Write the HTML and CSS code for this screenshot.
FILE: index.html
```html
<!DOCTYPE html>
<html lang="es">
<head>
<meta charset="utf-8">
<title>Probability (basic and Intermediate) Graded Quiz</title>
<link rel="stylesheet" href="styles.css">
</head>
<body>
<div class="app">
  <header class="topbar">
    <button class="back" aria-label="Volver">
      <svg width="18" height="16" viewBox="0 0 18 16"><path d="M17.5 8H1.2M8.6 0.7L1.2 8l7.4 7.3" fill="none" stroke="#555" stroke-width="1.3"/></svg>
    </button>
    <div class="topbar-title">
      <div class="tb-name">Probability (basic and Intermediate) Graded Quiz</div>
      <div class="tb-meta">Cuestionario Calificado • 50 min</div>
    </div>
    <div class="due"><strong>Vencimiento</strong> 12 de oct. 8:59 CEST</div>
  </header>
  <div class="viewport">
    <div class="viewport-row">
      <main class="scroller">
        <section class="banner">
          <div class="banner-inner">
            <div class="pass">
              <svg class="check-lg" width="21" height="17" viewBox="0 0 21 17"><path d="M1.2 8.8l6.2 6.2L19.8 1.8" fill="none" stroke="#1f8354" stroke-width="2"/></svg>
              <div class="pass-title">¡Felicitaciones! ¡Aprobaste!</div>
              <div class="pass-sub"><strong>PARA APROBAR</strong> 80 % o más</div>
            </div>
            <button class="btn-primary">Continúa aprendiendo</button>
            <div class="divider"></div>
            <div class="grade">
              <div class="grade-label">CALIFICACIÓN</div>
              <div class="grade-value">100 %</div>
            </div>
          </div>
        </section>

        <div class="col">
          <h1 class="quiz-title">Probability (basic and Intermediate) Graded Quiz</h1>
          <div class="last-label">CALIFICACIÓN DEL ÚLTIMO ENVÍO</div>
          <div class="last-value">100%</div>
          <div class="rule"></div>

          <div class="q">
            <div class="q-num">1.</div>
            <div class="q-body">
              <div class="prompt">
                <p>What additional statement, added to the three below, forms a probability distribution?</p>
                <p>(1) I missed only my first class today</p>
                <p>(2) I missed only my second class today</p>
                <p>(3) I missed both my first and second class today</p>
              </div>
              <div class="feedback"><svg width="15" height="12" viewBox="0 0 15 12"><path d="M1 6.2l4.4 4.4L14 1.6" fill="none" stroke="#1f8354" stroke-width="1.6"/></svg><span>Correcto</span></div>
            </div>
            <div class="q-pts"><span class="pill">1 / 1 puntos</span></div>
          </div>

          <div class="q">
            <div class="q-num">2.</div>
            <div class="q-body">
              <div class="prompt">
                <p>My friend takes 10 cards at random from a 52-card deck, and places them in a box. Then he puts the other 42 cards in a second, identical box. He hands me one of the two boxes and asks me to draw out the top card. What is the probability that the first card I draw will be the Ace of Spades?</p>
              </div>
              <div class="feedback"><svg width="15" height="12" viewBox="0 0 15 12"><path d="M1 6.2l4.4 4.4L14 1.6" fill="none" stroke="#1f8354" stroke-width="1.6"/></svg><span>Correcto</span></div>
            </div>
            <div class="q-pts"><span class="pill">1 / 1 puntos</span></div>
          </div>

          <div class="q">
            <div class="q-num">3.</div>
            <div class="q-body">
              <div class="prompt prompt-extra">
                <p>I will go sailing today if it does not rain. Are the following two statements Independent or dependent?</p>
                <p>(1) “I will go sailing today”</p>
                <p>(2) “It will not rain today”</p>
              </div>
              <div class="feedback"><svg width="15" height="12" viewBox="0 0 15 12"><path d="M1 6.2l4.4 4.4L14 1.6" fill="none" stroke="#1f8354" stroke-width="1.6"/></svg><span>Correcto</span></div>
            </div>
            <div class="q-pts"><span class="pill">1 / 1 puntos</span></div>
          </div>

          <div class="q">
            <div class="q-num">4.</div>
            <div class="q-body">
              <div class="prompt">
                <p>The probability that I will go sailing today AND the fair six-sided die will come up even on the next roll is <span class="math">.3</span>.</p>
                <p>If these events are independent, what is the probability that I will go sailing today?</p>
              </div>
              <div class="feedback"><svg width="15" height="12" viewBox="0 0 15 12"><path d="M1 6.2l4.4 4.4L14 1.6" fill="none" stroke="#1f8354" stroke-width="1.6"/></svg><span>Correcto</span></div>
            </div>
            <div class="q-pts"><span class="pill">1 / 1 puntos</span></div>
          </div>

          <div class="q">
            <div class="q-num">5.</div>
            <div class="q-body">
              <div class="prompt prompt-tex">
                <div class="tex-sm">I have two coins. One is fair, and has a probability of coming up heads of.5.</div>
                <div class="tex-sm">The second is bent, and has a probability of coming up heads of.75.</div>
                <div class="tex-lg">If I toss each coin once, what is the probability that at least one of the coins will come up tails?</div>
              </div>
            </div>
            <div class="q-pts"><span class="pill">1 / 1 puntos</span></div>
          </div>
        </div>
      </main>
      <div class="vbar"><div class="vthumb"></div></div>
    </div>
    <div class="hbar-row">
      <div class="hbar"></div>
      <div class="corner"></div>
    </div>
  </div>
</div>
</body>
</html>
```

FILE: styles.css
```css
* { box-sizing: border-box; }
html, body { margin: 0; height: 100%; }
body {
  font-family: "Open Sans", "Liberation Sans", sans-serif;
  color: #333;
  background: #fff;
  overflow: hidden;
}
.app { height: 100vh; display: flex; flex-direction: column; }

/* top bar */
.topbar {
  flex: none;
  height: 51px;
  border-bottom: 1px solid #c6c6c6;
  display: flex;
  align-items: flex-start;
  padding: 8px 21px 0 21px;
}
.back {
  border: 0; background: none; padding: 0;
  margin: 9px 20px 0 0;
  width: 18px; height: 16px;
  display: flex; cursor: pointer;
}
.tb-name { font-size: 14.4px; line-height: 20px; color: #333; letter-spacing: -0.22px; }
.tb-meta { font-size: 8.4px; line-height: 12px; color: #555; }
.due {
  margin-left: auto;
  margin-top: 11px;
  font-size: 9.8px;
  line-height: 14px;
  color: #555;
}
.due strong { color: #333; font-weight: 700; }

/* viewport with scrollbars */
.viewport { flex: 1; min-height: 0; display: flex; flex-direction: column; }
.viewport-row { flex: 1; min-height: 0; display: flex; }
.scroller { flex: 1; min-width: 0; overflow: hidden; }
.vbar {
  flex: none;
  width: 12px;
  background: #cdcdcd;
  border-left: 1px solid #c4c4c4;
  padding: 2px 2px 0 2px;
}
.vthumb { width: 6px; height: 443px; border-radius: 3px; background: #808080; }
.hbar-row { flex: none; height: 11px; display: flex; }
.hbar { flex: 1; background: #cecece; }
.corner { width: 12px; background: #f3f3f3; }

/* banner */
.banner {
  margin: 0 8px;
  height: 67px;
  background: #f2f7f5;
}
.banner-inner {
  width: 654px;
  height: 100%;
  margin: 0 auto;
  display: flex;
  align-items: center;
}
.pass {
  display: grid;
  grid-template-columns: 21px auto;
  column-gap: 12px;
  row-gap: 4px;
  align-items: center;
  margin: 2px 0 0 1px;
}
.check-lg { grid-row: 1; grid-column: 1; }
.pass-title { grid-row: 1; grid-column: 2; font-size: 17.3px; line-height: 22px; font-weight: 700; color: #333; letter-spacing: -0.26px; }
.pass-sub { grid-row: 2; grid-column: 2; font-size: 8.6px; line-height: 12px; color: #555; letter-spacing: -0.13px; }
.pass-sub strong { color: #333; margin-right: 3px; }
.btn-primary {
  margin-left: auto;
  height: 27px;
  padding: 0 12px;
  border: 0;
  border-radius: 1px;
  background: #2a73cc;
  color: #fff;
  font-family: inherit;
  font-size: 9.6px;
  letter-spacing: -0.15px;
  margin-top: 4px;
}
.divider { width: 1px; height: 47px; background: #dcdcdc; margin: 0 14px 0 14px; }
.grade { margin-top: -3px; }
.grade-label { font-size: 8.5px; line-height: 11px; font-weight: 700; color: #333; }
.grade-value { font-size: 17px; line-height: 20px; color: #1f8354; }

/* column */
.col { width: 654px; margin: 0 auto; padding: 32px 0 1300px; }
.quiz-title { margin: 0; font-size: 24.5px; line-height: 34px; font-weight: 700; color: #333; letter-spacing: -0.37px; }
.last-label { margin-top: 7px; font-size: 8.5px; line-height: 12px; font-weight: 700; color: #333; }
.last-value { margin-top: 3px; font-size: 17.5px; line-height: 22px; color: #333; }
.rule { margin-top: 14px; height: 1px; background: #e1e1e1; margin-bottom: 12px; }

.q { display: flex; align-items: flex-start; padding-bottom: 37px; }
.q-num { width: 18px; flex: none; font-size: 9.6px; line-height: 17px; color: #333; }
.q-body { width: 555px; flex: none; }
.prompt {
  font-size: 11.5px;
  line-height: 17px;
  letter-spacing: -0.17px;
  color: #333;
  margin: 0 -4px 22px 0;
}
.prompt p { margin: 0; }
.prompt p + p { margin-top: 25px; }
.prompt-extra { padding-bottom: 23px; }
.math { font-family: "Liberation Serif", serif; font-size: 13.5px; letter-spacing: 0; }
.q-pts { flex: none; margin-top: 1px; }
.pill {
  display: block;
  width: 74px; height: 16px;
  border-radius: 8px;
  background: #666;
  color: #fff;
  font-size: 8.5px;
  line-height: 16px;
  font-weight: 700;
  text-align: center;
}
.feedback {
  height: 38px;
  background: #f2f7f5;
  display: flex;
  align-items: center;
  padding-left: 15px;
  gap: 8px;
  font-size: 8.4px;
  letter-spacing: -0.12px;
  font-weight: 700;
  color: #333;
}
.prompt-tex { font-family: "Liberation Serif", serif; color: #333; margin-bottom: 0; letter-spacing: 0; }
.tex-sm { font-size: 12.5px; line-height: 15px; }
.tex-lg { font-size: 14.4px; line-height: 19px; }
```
◇ ◇ ◇
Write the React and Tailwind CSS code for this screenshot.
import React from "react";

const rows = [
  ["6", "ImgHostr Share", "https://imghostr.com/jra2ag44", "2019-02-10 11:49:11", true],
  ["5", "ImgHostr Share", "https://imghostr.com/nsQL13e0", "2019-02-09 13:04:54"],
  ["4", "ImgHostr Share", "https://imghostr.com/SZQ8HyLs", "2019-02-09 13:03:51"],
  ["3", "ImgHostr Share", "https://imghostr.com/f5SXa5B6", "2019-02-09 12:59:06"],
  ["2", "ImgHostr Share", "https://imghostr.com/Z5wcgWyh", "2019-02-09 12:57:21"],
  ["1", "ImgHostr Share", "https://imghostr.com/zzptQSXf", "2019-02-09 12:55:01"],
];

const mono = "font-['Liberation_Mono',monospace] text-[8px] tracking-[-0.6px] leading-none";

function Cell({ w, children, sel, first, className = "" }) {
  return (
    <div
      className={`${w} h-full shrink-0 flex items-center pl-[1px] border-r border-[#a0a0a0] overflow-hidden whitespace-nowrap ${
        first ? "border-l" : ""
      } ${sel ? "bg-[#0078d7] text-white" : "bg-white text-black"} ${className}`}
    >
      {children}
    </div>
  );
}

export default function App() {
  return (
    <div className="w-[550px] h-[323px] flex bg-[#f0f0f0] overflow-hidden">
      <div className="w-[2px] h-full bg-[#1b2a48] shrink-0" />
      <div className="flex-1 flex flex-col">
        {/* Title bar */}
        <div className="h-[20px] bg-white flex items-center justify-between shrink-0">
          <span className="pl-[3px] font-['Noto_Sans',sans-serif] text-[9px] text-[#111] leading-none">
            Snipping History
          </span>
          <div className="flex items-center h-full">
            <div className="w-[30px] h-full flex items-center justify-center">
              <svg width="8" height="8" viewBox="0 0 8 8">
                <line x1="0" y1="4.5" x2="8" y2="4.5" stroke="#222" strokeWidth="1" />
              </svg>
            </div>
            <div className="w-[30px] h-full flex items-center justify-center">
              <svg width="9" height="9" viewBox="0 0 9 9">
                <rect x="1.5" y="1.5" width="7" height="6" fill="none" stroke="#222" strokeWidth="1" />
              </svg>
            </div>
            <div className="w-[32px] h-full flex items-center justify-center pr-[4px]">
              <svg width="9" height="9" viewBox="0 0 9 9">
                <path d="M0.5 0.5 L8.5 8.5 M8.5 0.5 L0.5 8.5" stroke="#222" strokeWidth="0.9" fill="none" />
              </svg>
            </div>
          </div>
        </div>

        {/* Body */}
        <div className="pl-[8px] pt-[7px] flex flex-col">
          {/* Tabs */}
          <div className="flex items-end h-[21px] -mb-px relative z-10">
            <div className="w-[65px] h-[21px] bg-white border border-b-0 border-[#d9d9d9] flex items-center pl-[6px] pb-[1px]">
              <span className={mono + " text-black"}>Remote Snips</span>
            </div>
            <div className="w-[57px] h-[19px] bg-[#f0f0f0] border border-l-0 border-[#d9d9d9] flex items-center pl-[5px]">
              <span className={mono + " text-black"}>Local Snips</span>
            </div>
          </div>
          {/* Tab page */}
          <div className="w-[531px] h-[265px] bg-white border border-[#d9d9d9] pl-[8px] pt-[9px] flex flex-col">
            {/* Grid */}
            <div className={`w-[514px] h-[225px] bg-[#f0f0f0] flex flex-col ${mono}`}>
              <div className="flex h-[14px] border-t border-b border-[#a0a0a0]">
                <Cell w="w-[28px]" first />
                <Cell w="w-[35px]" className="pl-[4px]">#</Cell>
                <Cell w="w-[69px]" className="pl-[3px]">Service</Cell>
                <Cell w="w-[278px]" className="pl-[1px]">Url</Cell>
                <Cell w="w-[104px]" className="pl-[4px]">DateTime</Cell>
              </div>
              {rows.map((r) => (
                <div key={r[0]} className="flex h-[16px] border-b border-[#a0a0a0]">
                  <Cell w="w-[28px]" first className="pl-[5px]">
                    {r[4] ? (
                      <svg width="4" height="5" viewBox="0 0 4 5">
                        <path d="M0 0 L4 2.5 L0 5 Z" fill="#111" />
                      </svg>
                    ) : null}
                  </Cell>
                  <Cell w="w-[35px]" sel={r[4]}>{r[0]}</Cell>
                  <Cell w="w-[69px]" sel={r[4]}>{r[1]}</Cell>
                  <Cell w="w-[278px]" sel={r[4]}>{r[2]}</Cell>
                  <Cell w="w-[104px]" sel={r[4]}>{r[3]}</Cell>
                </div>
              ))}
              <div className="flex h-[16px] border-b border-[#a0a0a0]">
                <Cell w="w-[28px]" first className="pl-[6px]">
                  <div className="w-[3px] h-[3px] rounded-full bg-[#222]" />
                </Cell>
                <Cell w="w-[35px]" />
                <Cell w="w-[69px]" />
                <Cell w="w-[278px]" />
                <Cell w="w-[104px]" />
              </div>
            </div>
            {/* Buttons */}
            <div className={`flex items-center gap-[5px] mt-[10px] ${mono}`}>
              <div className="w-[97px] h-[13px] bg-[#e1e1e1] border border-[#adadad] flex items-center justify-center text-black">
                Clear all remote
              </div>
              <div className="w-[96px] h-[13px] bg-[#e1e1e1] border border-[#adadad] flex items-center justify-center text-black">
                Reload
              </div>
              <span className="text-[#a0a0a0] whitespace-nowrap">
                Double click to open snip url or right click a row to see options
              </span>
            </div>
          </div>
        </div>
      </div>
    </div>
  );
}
◇ ◇ ◇
» What you are asked to do: From the entries above, extract only the lines running from the one containing "Write the React" through the one containing "import React from", inclusive.

» Full output:
Write the React and Tailwind CSS code for this screenshot.
import React from "react";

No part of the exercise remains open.